Pré-diagnostic dans les EHPAD grâce à l’intelligence artificielle

Afin de réguler le parcours de soins en Ehpad, soulager la médecine de proximité et éviter les admissions aux urgences inutiles, le CHU de Limoges expérimente le pré-diagnostic analysé par intelligence artificielle.

© Ehpad St Privat

Le tableau est connu, « des Ehpad de plus en plus sanitarisés sur un territoire en manque chronique de ressources médicales, d’où des personnes âgées régulièrement envoyées aux urgences, avec tous les impacts délétères supposés, sur l’état de ces patients dont près de 40 % pourraient pourtant éviter l’hospitalisation, comme sur les organisations déjà en « surchauffe », brosse le professeur Achille Tchalla, chef du pôle de gérontologie clinique du CHU de Limoges.

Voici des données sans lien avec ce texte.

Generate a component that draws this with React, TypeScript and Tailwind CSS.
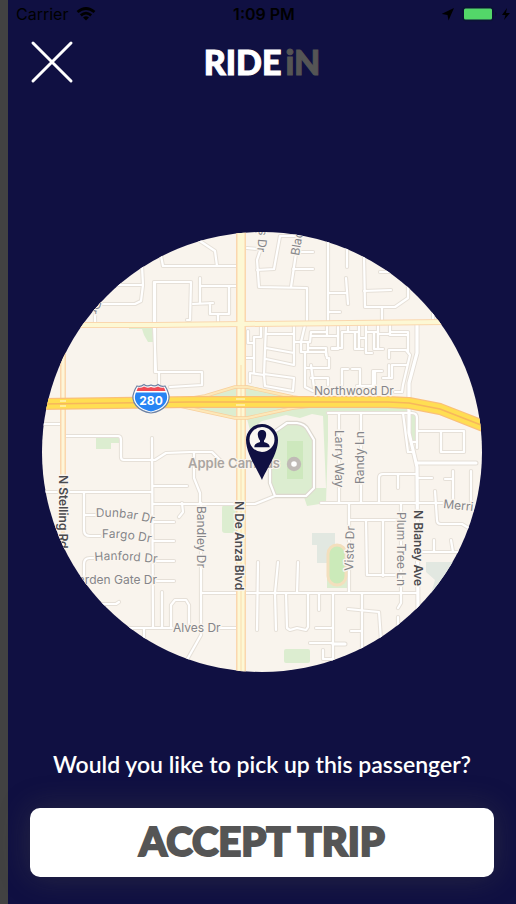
import React from "react";

const minorRoads = [
  "M161 256L163 266H236",
  "M142 266L143 285L141 301L135 304H100M116 285H143M95 323V308",
  "M155 372V282H191L190 320H187M154 282V325L156 372H202V385L170 387M159 372V387",
  "M200 241L215 251L217 266",
  "M200 278V303M200 286H236M193 304L213 303M210 303V314H229V286M218 314V322",
  "M247 248L257 249M262 245L257 260L259 287L307 288V322M257 270L274 269L280 236H297",
  "M298 240L291 287M293 269H313M298 252H313",
  "M328 240V321M328 293H347M328 312H340",
  "M248 331V343H254M261 327V337H254V373M245 358H254M250 382V373L264 375",
  "M266 326L264 375L265 386L293 391L294 378L264 374M266 334H294M294 326V365L266 359M266 348L294 353",
  "M305 325L301 342V352H326L327 358H329V368H305M294 342H310L311 332H327M305 352V387L313 391H330",
  "M311 365L314 388M311 378H328V385M308 342V352M308 348H326V355M311 336H338M327 326V336M338 327V349H332",
  "M347 246V267M346 278L348 304",
  "M364 255L365 307H395L408 298V283M364 291L391 290M380 272H402M382 307V322M433 314V322",
  "M342 332V348H332M342 332H358M348 325V332M355 332V349H363M359 326V349M359 338H366M366 324V353H372",
  "M366 332H378M374 332V349H383M378 326V349M378 334H390M390 323V335H408M391 332H408V352",
  "M389 358V350H406L410 355L403 385L402 392H395M342 385V369H348M352 369H360V385M357 386H375M373 385V371H382M375 371V386M383 378H392V365H407M389 365V378",
  "M44 424H62M65 436H118Q121 436 121 440V457Q121 460 124 460H155L166 453L190 452H212L222 462",
  "M152 438L153 628M153 486H187M153 504H237L255 504L275 496M182 503L183 512L179 517",
  "M194 452V478L200 493V503M201 503V635L188 658",
  "M44 492H152M84 492V530Q84 536 90 536H100M84 515H97M84 578V564Q84 558 90 558H97",
  "M153 522H174M153 541H174M153 561H174M153 581H174M162 592V627M126 628H172M144 628V641M100 604H116L119 602",
  "M171 627V605L175 600H186L189 605V624M218 628H236",
  "M201 593H418M258 562L257 630M278 562L275 593L276 630M298 562L297 593",
  "M286 593L287 628L290 630L297 628L306 630L308 627V593M319 593V610M333 593V662M316 628H333M310 643H333M323 650V659H333",
  "M321 503H443M339 413V503M361 413V503M328 413H412Q417 413 417 418V448M403 413L408 452H413",
  "M379 503V478Q379 474 383 474H417M398 474V488M418 478H432M445 479H453M453 471V503M471 471V508",
  "M435 491L437 520Q437 524 441 524H462L480 535M417 431H464V452H441V431M413 442H417",
  "M349 503V593M349 520H397M366 520L367 575H397M383 520V576M401 503V603L398 608",
  "M420 552H460M434 540V552M451 540L453 552",
  "M362 593V650M348 609L379 612L381 640M351 631H362M398 617V628",
];

type LabelProps = {
  x: number;
  y: number;
  angle?: number;
  strong?: boolean;
  end?: boolean;
  children: string;
};

function Label({ x, y, angle = 0, strong, end, children }: LabelProps) {
  return (
    <text
      transform={`translate(${x} ${y}) rotate(${angle})`}
      textAnchor={end ? "end" : "start"}
      fontSize="12"
      fontWeight={strong ? 600 : 400}
      fill={strong ? "#4b4b4e" : "#858589"}
      stroke="#faf5ee"
      strokeWidth="3"
      strokeLinejoin="round"
      paintOrder="stroke"
    >
      {children}
    </text>
  );
}

function CurvedLabel({ id, d, children }: { id: string; d: string; children: string }) {
  return (
    <>
      <path id={id} d={d} fill="none" />
      <text fontSize="12" fill="#858589" stroke="#faf5ee" strokeWidth="3" paintOrder="stroke">
        <textPath href={`#${id}`}>{children}</textPath>
      </text>
    </>
  );
}

function PickupMap() {
  return (
    <svg
      viewBox="42 232 440 440"
      role="img"
      aria-label="Map of the pickup location"
      className="block aspect-square w-full rounded-full bg-[#f9f4ed] font-['Inter','Liberation_Sans',sans-serif]"
    >
      <g fill="#dcedd0">
        <path d="M129 327H153V342H148L144 335L142 329H129Z" />
        <path d="M96 437H120V443H111V449H96Z" />
        <path d="M200 397L233 387L247 385L300 398ZM190 407H300L247 418L235 418Z" />
        <path d="M247 419L293 408H409V413H328V440L326 503L307 506L304 497L314 488H326L323 416L312 414L300 418L286 415L262 421L250 430Z" />
        <path d="M407 413L415 414V442L411 440Z" />
        <rect x="222" y="505" width="16" height="28" rx="3" />
        <rect x="284" y="649" width="26" height="14" rx="2" />
        <rect x="327" y="550" width="21" height="38" />
      </g>
      <path d="M312 533H335V545H333V563H317V545H312ZM426 562H475L430 597L435 580L426 572Z" fill="#e2e8e1" />

      <g fill="none" strokeLinejoin="round" strokeLinecap="round">
        <g stroke="#e6e0d8" strokeWidth="4.2">
          {minorRoads.map((d) => (
            <path key={d} d={d} />
          ))}
        </g>
        <path
          d="M287 423H297Q305 424 308 430L314 440V488L306 496H275L270 483V440Q271 433 277 430Z"
          fill="#dcedd0"
          stroke="#ddd8cf"
          strokeWidth="4.4"
        />
        <path d="M417 323V353L409 383V433L417 467L418 612M417 463H476M333 644L345 644" stroke="#e4ded6" strokeWidth="5" />
        <g stroke="#ffffff" strokeWidth="2.2">
          {minorRoads.map((d) => (
            <path key={d} d={d} />
          ))}
          <path d="M287 423H297Q305 424 308 430L314 440V488L306 496H275L270 483V440Q271 433 277 430Z" />
        </g>
        <path d="M417 323V353L409 383V433L417 467L418 612" stroke="#ffffff" strokeWidth="3.2" />
        <path d="M417 463H476M333 644L345 644" stroke="#ffffff" strokeWidth="3" />
      </g>

      <rect x="287" y="441" width="16" height="38" fill="#cde8bd" />
      <rect x="328" y="545" width="18" height="40" rx="9" fill="#cbeab9" stroke="#f3dfbd" strokeWidth="3" />

      <g fill="none" strokeLinejoin="round">
        <path d="M63 320V480M78 325L155 325L243 324L445 322" stroke="#fad7ae" strokeWidth="6" />
        <path d="M63 480V560" stroke="#fbe4c6" strokeWidth="4" />
        <path d="M241 225V675" stroke="#fad7ae" strokeWidth="10" />
        <path d="M78 325L155 325L243 324L445 322" stroke="#fdf8d4" strokeWidth="4" />
        <path d="M63 320V480" stroke="#fdf6d8" strokeWidth="3" />
        <path d="M241 225V675" stroke="#fdf8d4" strokeWidth="7" />
        <path d="M241 365V675" stroke="#fadcae" strokeWidth="1" />
        <path d="M180 400L205 396L235 387H247L293 397L315 400M180 406L235 418H247L293 408L320 405" stroke="#f8cf9c" strokeWidth="3.4" />
        <path d="M180 400L205 396L235 387H247L293 397L315 400M180 406L235 418H247L293 408L320 405" stroke="#fde8b8" strokeWidth="2.2" />
        <path d="M40 404L190 402H388L409 403L440 409L486 427" stroke="#fac078" strokeWidth="12" />
        <path d="M40 404L190 402H388L409 403L440 409L486 427" stroke="#ffde52" strokeWidth="9.6" />
        <path d="M40 404L190 402H388L409 403L440 409L486 427" stroke="#f7b75c" strokeWidth="1.6" />
        <path d="M236 399H245M236 405H245M60 401H66M60 406H66" stroke="#fff3b3" strokeWidth="1.6" />
      </g>

      <Label x={259} y={229} angle={95}>s Dr</Label>
      <Label x={299} y={256} angle={-80}>Blac</Label>
      <Label x={93} y={300} angle={105}>Dr</Label>
      <Label x={314} y={395}>Northwood Dr</Label>
      <CurvedLabel id="dunbar" d="M96 517Q128 515 165 527">Dunbar Dr</CurvedLabel>
      <CurvedLabel id="fargo" d="M102 538Q130 537 165 546">Fargo Dr</CurvedLabel>
      <CurvedLabel id="hanford" d="M95 561Q125 558 170 565">Hanford Dr</CurvedLabel>
      <Label x={157} y={584} end>Garden Gate Dr</Label>
      <Label x={173} y={632}>Alves Dr</Label>
      <Label x={197} y={506} angle={90}>Bandley Dr</Label>
      <Label x={335} y={430} angle={90}>Larry Way</Label>
      <Label x={364} y={484} angle={-90}>Randy Ln</Label>
      <Label x={353} y={571} angle={-88}>Vista Dr</Label>
      <Label x={397} y={512} angle={90}>Plum Tree Ln</Label>
      <Label x={443} y={508} angle={6}>Merri</Label>
      <Label x={59} y={475} angle={90} strong>N Stelling Rd</Label>
      <Label x={235} y={501} angle={90} strong>N De Anza Blvd</Label>
      <Label x={414} y={510} angle={90} strong>N Blaney Ave</Label>
      <text x="188" y="468" fontSize="13" fontWeight="600" fill="#aaa5a1" stroke="#faf5ee" strokeWidth="2" paintOrder="stroke">
        Apple Campus
      </text>
      <circle cx="294" cy="464" r="5" fill="#ffffff" stroke="#c0bab6" strokeWidth="4.4" />

      <path
        d="M137 386Q141 387 144 384.500Q147 387 151 385Q155 387 158 384.500Q161 387 165 386Q167 389 168 392C172 402 164 411 151 413C138 411 130 402 134 392Q135 389 137 386Z"
        fill="#ffffff"
        stroke="#6f83a4"
        strokeWidth="1.200"
      />
      <path d="M136.500 391L138 387.500Q141 388.500 144 386.500Q147 388.500 151 387Q155 388.500 158 386.500Q161 388.500 164 387.500L165.500 391Z" fill="#f04b55" />
      <path d="M136 392.500H166C170 401 163 409 151 411.500C139 409 132 401 136 392.500Z" fill="#2684f4" />
      <text x="151" y="405" textAnchor="middle" fontSize="12" fontWeight="700" fill="#ffffff">
        280
      </text>

      <path d="M262 480C258 470 246 454 246 440A16 16 0 0 1 278 440C278 454 266 470 262 480Z" fill="#101042" />
      <circle cx="262" cy="439.500" r="12.500" fill="#faf7f2" />
      <path
        d="M262 430C258.600 430 257.400 432.500 257.900 435.500C258.200 438 259.200 439.500 260 440.500V442C257 443.300 254.500 443.500 254.300 447.300H269.700C269.500 443.500 267 443.300 264 442V440.500C264.800 439.500 265.800 438 266.100 435.500C266.600 432.500 265.400 430 262 430Z"
        fill="#101042"
      />
    </svg>
  );
}

function StatusBar() {
  return (
    <div className="grid h-7 grid-cols-3 items-center pr-1 pl-2 font-['Inter','Liberation_Sans',sans-serif] text-base text-black">
      <div className="flex items-center gap-2">
        <span>Carrier</span>
        <svg viewBox="0 0 20 14" className="h-[14px] w-5" aria-hidden="true">
          <g fill="none" stroke="currentColor" strokeWidth="2.800">
            <path d="M1.500 5Q10-2 18.500 5" />
            <path d="M4.800 8.300Q10 4 15.200 8.300" />
          </g>
          <path d="M7 10.500Q10 8 13 10.500L10 13.500Z" fill="currentColor" />
        </svg>
      </div>
      <span className="text-center font-semibold">1:09 PM</span>
      <div className="flex items-center justify-end">
        <svg viewBox="0 0 70 16" className="h-4 w-[70px]" aria-hidden="true">
          <path d="M12 2L-0.500 8L5.500 9L6.500 14.500Z" fill="currentColor" />
          <rect x="21" y="1.500" width="30" height="13" rx="3" fill="none" stroke="#0b1433" strokeWidth="1.500" />
          <rect x="22" y="2.500" width="28" height="11" rx="1.500" fill="#53d769" />
          <path d="M53.500 6Q55.500 8 53.500 10Z" fill="#0b0b28" />
          <path d="M65 2L60 9H63.500L62 14L68 7H64Z" fill="currentColor" />
        </svg>
      </div>
    </div>
  );
}

export default function App() {
  return (
    <div className="flex min-h-screen flex-col border-l-8 border-[#424242] bg-[#101042]">
      <StatusBar />
      <header className="grid grid-cols-3 items-center px-5 pt-3">
        <button type="button" aria-label="Close" className="w-12 text-white">
          <svg viewBox="0 0 48 44" className="block h-11 w-12" aria-hidden="true">
            <path d="M5 3L43 41M43 3L5 41" stroke="currentColor" strokeWidth="3" strokeLinecap="round" />
          </svg>
        </button>
        <h1 className="text-center font-['Lato',sans-serif] text-[34px] leading-11 font-black whitespace-nowrap text-white [-webkit-text-stroke:1px_currentColor]">
          RIDE<span className="ml-1 text-[#555555]">iN</span>
        </h1>
      </header>
      <main className="flex grow flex-col justify-end px-[22px] pb-[27px]">
        <div className="px-3">
          <PickupMap />
        </div>
        <p className="mt-[76px] text-center font-['Lato',sans-serif] text-[23px] leading-8 font-semibold text-white">
          Would you like to pick up this passenger?
        </p>
        <button
          type="button"
          className="mt-7 h-[69px] rounded-[10px] bg-white pb-1 font-['Lato',sans-serif] text-[40px] leading-10 font-black text-[#555555] shadow-[0_0_30px_rgba(85,85,70,0.35)] [-webkit-text-stroke:2px_currentColor]"
        >
          ACCEPT TRIP
        </button>
      </main>
    </div>
  );
}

Et d’intimer : « Il est temps de chercher d’autres solutions. » Afin d’aider personnels infirmiers et médecins à anticiper, et ainsi mieux gérer les situations, le professeur Tchalla expérimente donc depuis deux ans une méthode de pré-diagnostic établie par intelligence artificielle (IA).

Une modélisation de la réflexion médicale

Le professeur Tchalla © CHU Limoges

L’outil n’a rien d’un super dictionnaire des symptômes : déployée par la société Médical Intelligence Service sous le nom de MedVir, cette solution algorithmique modélise carrément le raisonnement médical en croisant signes cliniques, constantes et antécédents. « Engrangeant l’expérience acquise qu’elle appuie à des bases statistiques, elle a été initialement développée à partir des profils adultes pris en charge par le 15 et retravaillée pour s’adapter aux plus âgés », explique Achille Tchalla.

Entrées par l’infirmière dans une tablette connectée, les informations données par le patient sont ainsi analysées par l’IA, laquelle les traduit en hypothèses immédiatement transmises au médecin traitant qui va valider ce pré-diagnostic ou l’affiner par une téléconsultation, des examens complémentaires, etc.

Aucune perte de chance enregistrée

Alors que la faisabilité du dispositif a déjà été attestée par une expérimentation menée sur deux établissements de Haute-Vienne, il s’agit maintenant de mesurer la fiabilité de cet outil digital et d’observer la manière dont chaque partie concernée – infirmières, AS, médecins et patients – se l’approprie. Ainsi les dossiers des résidents suivis arrivent-ils aussi au service de gériatrie du CHU afin de vérifier l’exactitude des diagnostics IA et s’assurer qu’ils ne provoquent aucune perte de chance au regard de ceux émis par le médecin traitant.

En effet, l’IA n’a pas vocation à se substituer aux soignants, « c’est juste un outil d’aide à la décision capable, après formation des professionnels concernés, de décharger les médecins traitants de la phase d’orientation », expose Achille Tchalla qui l’assure : « à ce jour, les concordances sont bonnes. »

Jusqu’à 15 % d’admissions possiblement évitables

Financé par le conseil régional de Nouvelle-Aquitaine et l’ARS, le schéma expérimental de recherche et d’innovation qui inclut 306 résidents est actuellement déployé sur sept établissements, en Dordogne, Creuse et Corrèze. L’année 2023 devrait voir d’autres structures rejoindre l’échantillon, afin de caractériser l’intérêt d’intégrer cet outil à l’organisation. Mais d’ores et déjà, « l’investissement en hard et soft ne peut que sembler dérisoire au regard des gains potentiels réalisés sur la gestion des urgences, sur le coût des transports ou sur les conséquences de la perte d’autonomie », avance le gérontologue.

Le professeur Tchalla insiste : « même si le dispositif ne conduisait qu’à 10 ou 15 % d’admissions hospitalières épargnées, chacun y gagnerait beaucoup, depuis le patient jusqu’à l’institution en passant par le généraliste. » Des estimations qui incitent assurément à projeter rapidement une future étape au bénéfice des aînés hébergés à domicile.